Из таких картинок не уходит насовсем социальность, но акцент смещен на метаморфозу: все это кажется таким остраненным, что абсурд вызывает интерес. Бедные мохеровые шапки, дорогие и тоже бедные люстры со всей их мизерабельностью словно сделались автономными персонажами, почти именами нарицательными (как в другом срезе, например, пыжиковые шапки) – и почти одушевленными.
«Метаморфозы» – название одного из десяти сновидческих разделов: «Анимизм», «Сон», «Призраки», «Сферы», «Фон и фигура», «Фактуры. Поверхности. Знаки», «Стихии и первоэлементы», «Вечное возвращение» и – «Становление». Навигация настолько условна, что брошюра с обозначениями этих глав и самих работ не только не задает маршрута, а скорее запутывает. Раздражаешься, пока не понимаешь, что это намеренная уловка. Какая, в самом деле, может быть навигация во сне? Названия здесь – перетекающие друг в друга буквально и тематически пересекающиеся эпизоды, они же – мотивы и методы чернышевского искусства.

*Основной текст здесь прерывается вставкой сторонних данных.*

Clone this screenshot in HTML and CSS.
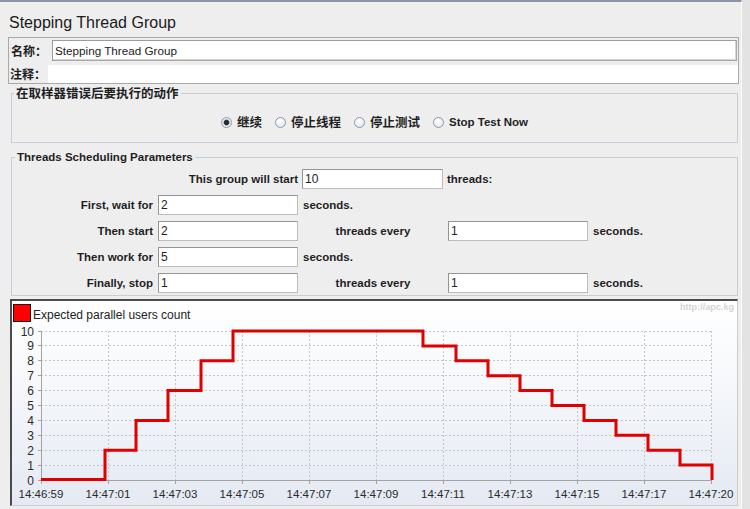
FILE: index.html
```html
<!DOCTYPE html>
<html lang="zh-CN">
<head>
<meta charset="utf-8">
<title>Stepping Thread Group</title>
<link rel="stylesheet" href="styles.css">
</head>
<body>
<div class="app">
  <h1 class="title">Stepping Thread Group</h1>

  <div class="namebox">
    <div class="namerow">
      <span class="cjk-lbl name-lbl">名称：</span>
      <div class="field name-field">Stepping Thread Group</div>
    </div>
    <div class="namerow comment">
      <span class="cjk-lbl comment-lbl">注释：</span>
      <div class="comment-field"></div>
    </div>
  </div>

  <fieldset class="group group-action">
    <legend class="legend-cjk">在取样器错误后要执行的动作</legend>
    <div class="radios">
      <div class="radio"><span class="dot checked"></span><span class="radio-cjk">继续</span></div>
      <div class="radio"><span class="dot"></span><span class="radio-cjk">停止线程</span></div>
      <div class="radio"><span class="dot"></span><span class="radio-cjk">停止测试</span></div>
      <div class="radio"><span class="dot"></span><span class="radio-lat">Stop Test Now</span></div>
    </div>
  </fieldset>

  <fieldset class="group group-sched">
    <legend class="legend-lat">Threads Scheduling Parameters</legend>
    <div class="sched">
      <span class="lbl r1-lbl">This group will start</span>
      <div class="field r1-field">10</div>
      <span class="txt r1-txt">threads:</span>

      <span class="lbl c1">First, wait for</span>
      <div class="field c2">2</div>
      <span class="txt c3">seconds.</span>

      <span class="lbl c1">Then start</span>
      <div class="field c2">2</div>
      <span class="txt c3 mid">threads every</span>
      <div class="field c4">1</div>
      <span class="txt c5">seconds.</span>

      <span class="lbl c1">Then work for</span>
      <div class="field c2">5</div>
      <span class="txt c3">seconds.</span>

      <span class="lbl c1">Finally, stop</span>
      <div class="field c2">1</div>
      <span class="txt c3 mid">threads every</span>
      <div class="field c4">1</div>
      <span class="txt c5">seconds.</span>
    </div>
  </fieldset>

  <div class="chart">
    <svg class="plot" width="725" height="204" viewBox="12 301 725 204">
      <rect x="13.5" y="304.5" width="17" height="17" fill="#ff0000" stroke="#2a0000"/>
      <text class="legend-text" x="33" y="319">Expected parallel users count</text>
      <text class="wm" x="680" y="310" textLength="54" lengthAdjust="spacingAndGlyphs">http://apc.kg</text>

      <path class="grid" d="M41 331.5H712 M41 345.5H712 M41 360.5H712 M41 375.5H712 M41 390.5H712 M41 405.5H712 M41 420.5H712 M41 435.5H712 M41 450.5H712 M41 465.5H712
        M108.5 331V480 M175.5 331V480 M242.5 331V480 M309.5 331V480 M376.5 331V480 M443.5 331V480 M510.5 331V480 M577.5 331V480 M644.5 331V480 M711.5 331V480"/>

      <path class="axis" d="M41.5 331V481 M41 480.5H712
        M38 331.5H41 M38 345.5H41 M38 360.5H41 M38 375.5H41 M38 390.5H41 M38 405.5H41 M38 420.5H41 M38 435.5H41 M38 450.5H41 M38 465.5H41 M38 480.5H41
        M41.5 481V484 M108.5 481V484 M175.5 481V484 M242.5 481V484 M309.5 481V484 M376.5 481V484 M443.5 481V484 M510.5 481V484 M577.5 481V484 M644.5 481V484 M711.5 481V484"/>

      <g class="ylab">
        <text x="34" y="335.5">10</text>
        <text x="34" y="350">9</text>
        <text x="34" y="365">8</text>
        <text x="34" y="380">7</text>
        <text x="34" y="395">6</text>
        <text x="34" y="410">5</text>
        <text x="34" y="425">4</text>
        <text x="34" y="440">3</text>
        <text x="34" y="455">2</text>
        <text x="34" y="470">1</text>
        <text x="34" y="485">0</text>
      </g>
      <g class="xlab">
        <text x="41" y="498">14:46:59</text>
        <text x="108" y="498">14:47:01</text>
        <text x="175" y="498">14:47:03</text>
        <text x="242" y="498">14:47:05</text>
        <text x="309" y="498">14:47:07</text>
        <text x="376" y="498">14:47:09</text>
        <text x="443" y="498">14:47:11</text>
        <text x="510" y="498">14:47:13</text>
        <text x="577" y="498">14:47:15</text>
        <text x="644" y="498">14:47:17</text>
        <text x="711" y="498">14:47:20</text>
      </g>

      <polyline class="series" points="41,479.5 105,479.5 105,450.2 136,450.2 136,420.4 168,420.4 168,390.6 201,390.6 201,360.8 233,360.8 233,331 423,331 423,345.9 456,345.9 456,360.8 488,360.8 488,375.7 520,375.7 520,390.6 552,390.6 552,405.5 584,405.5 584,420.4 616,420.4 616,435.3 648,435.3 648,450.2 680,450.2 680,465.1 712,465.1 712,480"/>
    </svg>
  </div>
</div>
</body>
</html>
```

FILE: styles.css
```css
html, body {
  margin: 0;
  padding: 0;
}

body {
  background: #e3e3e3;
  font-family: "Liberation Sans", Arial, "Noto Sans CJK SC", sans-serif;
  color: #1f1f1f;
}

.app {
  width: 742px;
  height: 509px;
  box-sizing: border-box;
  background: #eeeeee;
  border-top: 2px solid #8a96a5;
  border-right: 1px solid #fbfbfb;
  overflow: hidden;
}

.title {
  margin: 0;
  height: 35px;
  box-sizing: border-box;
  padding: 11px 0 0 9px;
  font-size: 16px;
  font-weight: normal;
  line-height: 19px;
  color: #1a1a1a;
}

/* name / comment box */
.namebox {
  margin-left: 8px;
  width: 731px;
  height: 47px;
  box-sizing: border-box;
  border: 1px solid #a9a9a9;
  padding: 2px 1px 0 0;
  display: flex;
  flex-direction: column;
  gap: 4px;
}

.namerow {
  display: flex;
  align-items: center;
  height: 21px;
}

.namerow.comment {
  height: 18px;
  margin-right: -1px;
}

.cjk-lbl {
  font-family: "Noto Sans CJK SC", sans-serif;
  font-weight: bold;
  font-size: 12px;
  line-height: 16px;
  box-sizing: border-box;
  flex: none;
}

.name-lbl {
  width: 43px;
  padding-left: 2px;
}

.comment-lbl {
  width: 39px;
  padding-left: 1px;
}

.field {
  box-sizing: border-box;
  height: 20px;
  background: #ffffff;
  border: 1px solid;
  border-color: #949494 #bdbdbd #bdbdbd #949494;
  padding-left: 2px;
  font-size: 12px;
  font-weight: normal;
  line-height: 18px;
  color: #222;
  white-space: nowrap;
}

.name-field {
  flex: 1;
  height: 21px;
  line-height: 19px;
  font-size: 11.7px;
  border-color: #9c9c9c #a8a8a8 #a8a8a8 #9c9c9c;
  box-shadow: inset -1px -1px 0 #d4d4d4;
}

.comment-field {
  flex: 1;
  height: 18px;
  background: #ffffff;
}

/* titled groups */
.group {
  margin: 0 0 0 11px;
  width: 727px;
  box-sizing: border-box;
  border: 1px solid #c4cdd8;
  padding: 0;
  min-inline-size: auto;
}

.group legend {
  margin-left: 2px;
  padding: 0 2px;
  line-height: 14px;
  font-weight: bold;
  color: #1f1f1f;
}

.legend-cjk {
  font-family: "Noto Sans CJK SC", sans-serif;
  font-size: 12.5px;
}

.legend-lat {
  font-size: 11.5px;
}

.group-action {
  margin-top: 2px;
  padding: 14px 0 12px;
}

.radios {
  display: flex;
  justify-content: center;
  align-items: center;
  gap: 13px;
  height: 16px;
}

.radio {
  display: flex;
  align-items: center;
  font-weight: bold;
}

.dot {
  width: 11px;
  height: 11px;
  box-sizing: border-box;
  border-radius: 50%;
  border: 1px solid #8d99a8;
  background: radial-gradient(circle at 40% 35%, #ffffff 0, #f3f6f9 35%, #d6dee8 100%);
  margin-right: 5px;
  flex: none;
}

.dot.checked {
  background: radial-gradient(circle, #2b2b2b 0, #2b2b2b 2.2px, #9aa6b4 2.8px, #e4e9ef 3.6px, #ffffff 100%);
}

.radio-cjk {
  font-family: "Noto Sans CJK SC", sans-serif;
  font-size: 12.5px;
  line-height: 16px;
}

.radio-lat {
  font-size: 11.5px;
  line-height: 16px;
}

.group-sched {
  margin-top: 7px;
  padding: 5px 0 2px 1px;
}

.sched {
  display: grid;
  grid-template-columns: 140px 140px 140px 140px auto;
  grid-auto-rows: 20px;
  column-gap: 5px;
  row-gap: 6px;
  align-items: center;
  font-size: 11.5px;
  font-weight: bold;
}

.sched .lbl {
  justify-self: end;
  white-space: nowrap;
}

.sched .txt {
  white-space: nowrap;
}

.r1-lbl { grid-column: 1 / 3; }
.r1-field { grid-column: 3; margin-left: -1px; }
.r1-txt { grid-column: 4 / 6; margin-left: -1px; }

.c1 { grid-column: 1; }
.c2 { grid-column: 2; }
.c3 { grid-column: 3; }
.c4 { grid-column: 4; }
.c5 { grid-column: 5; }

.sched .mid { justify-self: center; }

/* chart */
.chart {
  margin: 3px 0 0 10px;
  width: 728px;
  height: 207px;
  box-sizing: border-box;
  border-style: solid;
  border-width: 2px 1px 1px 2px;
  border-color: #4b4b4b #cdcdcd #cdcdcd #4b4b4b;
  background: linear-gradient(180deg, #ffffff 0%, #f6f8fb 40%, #e4e9f3 100%);
}

.plot {
  display: block;
  font-family: "Liberation Sans", Arial, sans-serif;
}

.legend-text {
  font-size: 12px;
  fill: #222222;
}

.wm {
  font-size: 9px;
  font-weight: bold;
  fill: #d5d5d5;
}

.grid {
  fill: none;
  stroke: #c6c6c6;
  stroke-width: 1;
  stroke-dasharray: 2 2;
  shape-rendering: crispEdges;
}

.axis {
  fill: none;
  stroke: #a3a3a3;
  stroke-width: 1;
  shape-rendering: crispEdges;
}

.ylab text {
  font-size: 12px;
  fill: #2a2a2a;
  text-anchor: end;
}

.xlab text {
  font-size: 11.5px;
  fill: #2a2a2a;
  text-anchor: middle;
}

.series {
  fill: none;
  stroke: #e00000;
  stroke-width: 3;
  stroke-linejoin: miter;
}
```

Сквозным мотивом выставки идет и мысль о том, что до боли знакомый в этих координатах визуальный ряд – не просто отпечатки на сетчатке глаза, а отпечатки в глубокой памяти. Поэтому они вызывают и меланхолию, и даже злость, но и улыбку. Выхватить их из панорамы жизни, приблизить и всмотреться – отдельная задача.
В мозаике есть фрагменты с мужичком, тайно и нервно пытающимся откупорить выпивку в сени куста. С мадам, нетвердо, но решительно осваивающей фигурное катание. С мальчишкой, измеряющим на самокате Красную площадь, – и нога, как маятник, идет вверх-вниз. С рабочим, который воздуходувом поднимает над землей стаю полиэтиленовых перчаток. С чудаковатой и милой девушкой, которая невесть кому подает из дневной сутолоки каллиграфические знаки. С продавцом кактусов – и его самозабвенным видом. С Бетховеном и Моцартом. С Третьяковкой и Русским музеем, в которых отраженные на стеклах картин зрители становятся призраками экспозиций и представленных сюжетов. А еще там есть место кукольных размеров витрине-аквариуму «Мать и дочь. Первое знакомство», где за одной партой раз за разом встречаются на фотографиях она и она – но как ровесницы. Там есть место для видео «Чуть-чуть. Прелюдия» (новая работа сделана по заказу ГЭС-2), где стремительно проносится цикл засыпания и живого копошения природы. И есть место для инсталляции с крохотными окошками: свет, шторы, кусочки как будто устойчивой жизни.
По «Улице Сна» идет «Поезд». Видеокамера движется сквозь вагоны: кому электричка, кому ресторан, кому плацкарт, и так по кругу. Это ведь поезд жизни, а у выставки – терапевтический эффект. Он объясняется, видимо, позицией художницы. Тут есть свет, препарируемый мастерски и в техническом отношении (неудивительно для выпускницы ВГИКа, а все-таки изумляешься), но главное, он идет изнутри. При всей разнице, похожее ощущение оставляла ретроспектива Владимира Куприянова, сделанная прошлой осенью Виктором Мизиано в Московском музее современного искусства (см. «НГ» от 15.10.24). В том смысле, что взгляд и Чернышевой, и Куприянова определен банально звучащим, а тем не менее чем дальше, тем реже вокруг встречающимся отсутствием озлобленного взгляда на мир. И это про способность видеть, а не про принятие всего.